Frequently asked questions about facilities management services
How do small facilities teams manage without dedicated software
Small teams typically rely on shared calendars, email, and direct communication. This works at limited scale but creates gaps as the organization grows. The most common problems are double bookings, lost equipment, incomplete visitor records, and decisions made without accurate space utilization data. Facilities software addresses all of these without requiring a larger team.
When should you outsource facility management services
Outsourcing makes sense when the required expertise exceeds what an internal team can maintain, when flexibility matters more than deep institutional knowledge, or when the cost of building an internal function outweighs the benefits. Many organizations outsource technical specialist services while keeping coordination and oversight in-house.

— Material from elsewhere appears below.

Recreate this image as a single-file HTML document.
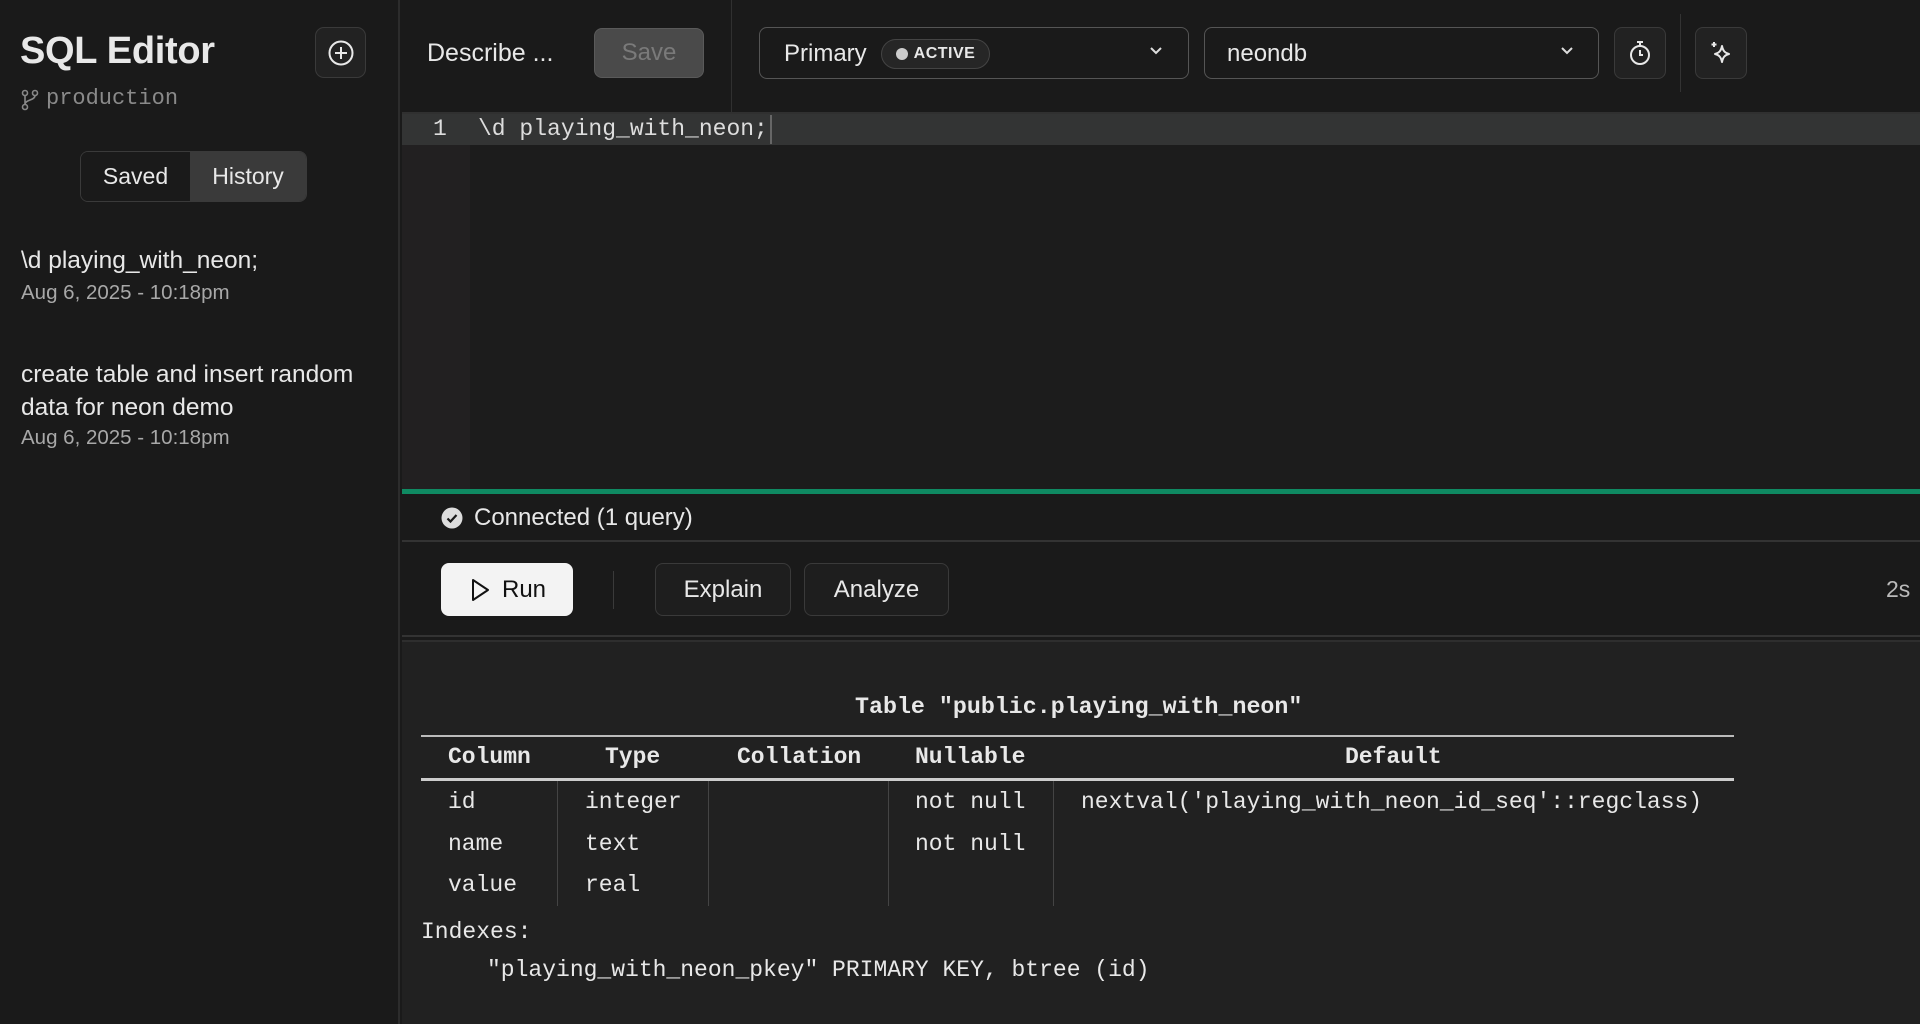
<!DOCTYPE html>
<html><head><meta charset="utf-8"><style>
*{margin:0;padding:0;box-sizing:border-box}
body{width:1920px;height:1024px;background:#1a1a1a;color:#e8e8e8;font-family:"Liberation Sans",sans-serif;position:relative;overflow:hidden}
.a{position:absolute;white-space:nowrap}
.m{font-family:"Liberation Mono",monospace}
.btn{position:absolute;border:1px solid #3a3a3a;border-radius:8px;background:#1e1e1e}
.c{display:flex;align-items:center;justify-content:center}
</style></head><body>
<div class="a" style="left:0;top:0;width:400px;height:1024px;background:#1a1a1a;border-right:2px solid #2c2c2c"></div>
<div class="a" style="left:20px;top:30px;font-size:38px;font-weight:bold;color:#e8e8e8;letter-spacing:-0.3px">SQL Editor</div>
<div class="btn c" style="left:315px;top:27px;width:51px;height:51px;border-radius:9px;background:#222">
<svg width="28" height="28" viewBox="0 0 28 28" fill="none" stroke="#e8e8e8" stroke-width="2"><circle cx="14" cy="14" r="11.5"/><path d="M14 8v12M8 14h12"/></svg></div>
<svg class="a" style="left:20px;top:89px" width="20" height="22" viewBox="0 0 20 22" fill="none" stroke="#888" stroke-width="1.6"><circle cx="5" cy="4" r="2.5"/><circle cx="15" cy="4" r="2.5"/><circle cx="5" cy="18" r="2.5"/><path d="M5 6.5v9M15 6.5c0 5-10 4-10 9"/></svg>
<div class="a m" style="left:46px;top:86px;font-size:22px;color:#8a8a8a">production</div>
<div class="a" style="left:80px;top:151px;width:227px;height:51px;border:1px solid #3a3a3a;border-radius:8px;overflow:hidden;display:flex;font-size:23px">
<div class="c" style="width:109px;background:#1a1a1a">Saved</div>
<div class="c" style="flex:1;background:#3a3a3a">History</div></div>
<div class="a" style="left:21px;top:247px;font-size:24.5px">\d playing_with_neon;</div>
<div class="a" style="left:21px;top:281px;font-size:20.5px;color:#a8a8a8">Aug 6, 2025 - 10:18pm</div>
<div class="a" style="left:21px;top:361px;font-size:24.5px">create table and insert random</div>
<div class="a" style="left:21px;top:394px;font-size:24.5px">data for neon demo</div>
<div class="a" style="left:21px;top:426px;font-size:20.5px;color:#a8a8a8">Aug 6, 2025 - 10:18pm</div>

<div class="a" style="left:402px;top:0;width:1518px;height:114px;background:#1a1a1a;border-bottom:2px solid #303030"></div>
<div class="a" style="left:427px;top:39px;font-size:25px">Describe ...</div>
<div class="a c" style="left:594px;top:28px;width:110px;height:50px;border-radius:8px;background:#4a4a4a;border:1px solid #5a5a5a;color:#7a7a7a;font-size:24px">Save</div>
<div class="a" style="left:731px;top:0;width:1px;height:113px;background:#303030"></div>
<div class="btn" style="left:759px;top:27px;width:430px;height:52px;background:#1a1a1a;border-color:#555"></div>
<div class="a" style="left:784px;top:40px;font-size:24px">Primary</div>
<div class="a c" style="left:881px;top:39px;width:109px;height:30px;border:1px solid #444;border-radius:15px;background:#262626;font-size:16px;font-weight:bold;letter-spacing:0.5px"><span style="display:inline-block;width:12px;height:12px;border-radius:6px;background:#ccc;margin-right:6px"></span>ACTIVE</div>
<svg class="a" style="left:1149px;top:46px" width="14" height="10" viewBox="0 0 14 10" fill="none" stroke="#ddd" stroke-width="2"><path d="M2 2l5 5 5-5"/></svg>
<div class="btn" style="left:1204px;top:27px;width:395px;height:52px;background:#1a1a1a;border-color:#555"></div>
<div class="a" style="left:1227px;top:40px;font-size:24px">neondb</div>
<svg class="a" style="left:1560px;top:46px" width="14" height="10" viewBox="0 0 14 10" fill="none" stroke="#ddd" stroke-width="2"><path d="M2 2l5 5 5-5"/></svg>
<div class="btn c" style="left:1614px;top:27px;width:52px;height:52px;background:#222">
<svg width="26" height="28" viewBox="0 0 26 28" fill="none" stroke="#e8e8e8" stroke-width="2"><path d="M10 3h6M13 3v4"/><circle cx="13" cy="16" r="9"/><path d="M13 11v5h3"/></svg></div>
<div class="a" style="left:1680px;top:14px;width:1px;height:78px;background:#333"></div>
<div class="btn c" style="left:1695px;top:27px;width:52px;height:52px;background:#222">
<svg width="26" height="28" viewBox="0 0 26 28" fill="none" stroke="#e8e8e8" stroke-width="2" stroke-linejoin="round"><path d="M14 7c1 5 3 7 7 8-4 1-6 3-7 8-1-5-3-7-7-8 4-1 6-3 7-8z"/><path d="M6 3v5M3.5 5.5h5"/></svg></div>

<div class="a" style="left:402px;top:114px;width:1518px;height:377px;background:#1c1c1c"></div>
<div class="a" style="left:402px;top:114px;width:68px;height:377px;background:#222021"></div>
<div class="a" style="left:402px;top:114px;width:1518px;height:31px;background:#333434"></div>
<div class="a m" style="left:433px;top:116px;font-size:23px;color:#ddd">1</div>
<div class="a m" style="left:478px;top:116px;font-size:23px;color:#ddd">\d playing_with_neon;</div>
<div class="a" style="left:770px;top:115px;width:2px;height:29px;background:#666"></div>
<div class="a" style="left:402px;top:489px;width:1518px;height:5px;background:#0f8a62"></div>

<div class="a" style="left:402px;top:494px;width:1518px;height:48px;background:#1a1a1a;border-bottom:2px solid #333"></div>
<svg class="a" style="left:441px;top:507px" width="22" height="22" viewBox="0 0 22 22"><circle cx="11" cy="11" r="10.5" fill="#ddd"/><path d="M6.5 11.5l3 3 6-6.5" fill="none" stroke="#1a1a1a" stroke-width="2.2"/></svg>
<div class="a" style="left:474px;top:504px;font-size:24px">Connected (1 query)</div>
<div class="a c" style="left:441px;top:563px;width:132px;height:53px;border-radius:8px;background:#f3f3f3;color:#111;font-size:24px">
<svg width="24" height="26" viewBox="0 0 24 26" fill="none" stroke="#111" stroke-width="2" stroke-linejoin="round" style="margin-right:10px"><path d="M5 3l15 10-15 10z"/></svg>Run</div>
<div class="a" style="left:613px;top:571px;width:1px;height:38px;background:#3a3a3a"></div>
<div class="btn c" style="left:655px;top:563px;width:136px;height:53px;font-size:24px">Explain</div>
<div class="btn c" style="left:804px;top:563px;width:145px;height:53px;font-size:24px">Analyze</div>
<div class="a" style="left:1886px;top:576px;font-size:23px;color:#bbb">2s</div>
<div class="a" style="left:402px;top:635px;width:1518px;height:2px;background:#333"></div>
<div class="a" style="left:402px;top:640px;width:1518px;height:384px;background:#212121;border-top:2px solid #2e2e2e"></div>

<div class="a m" style="left:855px;top:694px;font-size:23.3px;font-weight:bold">Table "public.playing_with_neon"</div>
<div class="a" style="left:421px;top:735px;width:1313px;height:2px;background:#bbb"></div>
<div class="a m" style="left:448px;top:744px;font-size:23px;font-weight:bold">Column</div>
<div class="a m" style="left:605px;top:744px;font-size:23px;font-weight:bold">Type</div>
<div class="a m" style="left:737px;top:744px;font-size:23px;font-weight:bold">Collation</div>
<div class="a m" style="left:915px;top:744px;font-size:23px;font-weight:bold">Nullable</div>
<div class="a m" style="left:1345px;top:744px;font-size:23px;font-weight:bold">Default</div>
<div class="a" style="left:421px;top:778px;width:1313px;height:3px;background:#ccc"></div>
<div class="a" style="left:557px;top:781px;width:1px;height:125px;background:#444"></div>
<div class="a" style="left:708px;top:781px;width:1px;height:125px;background:#444"></div>
<div class="a" style="left:888px;top:781px;width:1px;height:125px;background:#444"></div>
<div class="a" style="left:1053px;top:781px;width:1px;height:125px;background:#444"></div>
<div class="a m" style="left:448px;top:789px;font-size:23px">id</div>
<div class="a m" style="left:585px;top:789px;font-size:23px">integer</div>
<div class="a m" style="left:915px;top:789px;font-size:23px">not null</div>
<div class="a m" style="left:1081px;top:789px;font-size:23px">nextval('playing_with_neon_id_seq'::regclass)</div>
<div class="a m" style="left:448px;top:831px;font-size:23px">name</div>
<div class="a m" style="left:585px;top:831px;font-size:23px">text</div>
<div class="a m" style="left:915px;top:831px;font-size:23px">not null</div>
<div class="a m" style="left:448px;top:872px;font-size:23px">value</div>
<div class="a m" style="left:585px;top:872px;font-size:23px">real</div>
<div class="a m" style="left:421px;top:919px;font-size:23px">Indexes:</div>
<div class="a m" style="left:487px;top:957px;font-size:23px">"playing_with_neon_pkey" PRIMARY KEY, btree (id)</div>
</body></html>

How should facilities teams prioritize maintenance requests
A common framework ranks requests by urgency and impact. Life safety issues and anything affecting building access come first. Infrastructure failures that affect large groups of people come second. Everything else gets triaged by how many people are affected and how quickly the issue will worsen without attention. Facilities software helps by creating a transparent queue that everyone can see, reducing the pressure of informal escalations.
What metrics should a facilities department track
The most useful metrics connect directly to operational decisions. Space utilization rates show whether the building is being used efficiently. Work order completion times reveal where maintenance workflows slow down. Visitor volumes help size reception resources. Energy consumption per occupied square foot tracks sustainability progress. The goal is metrics that prompt action, not ones that just fill a report.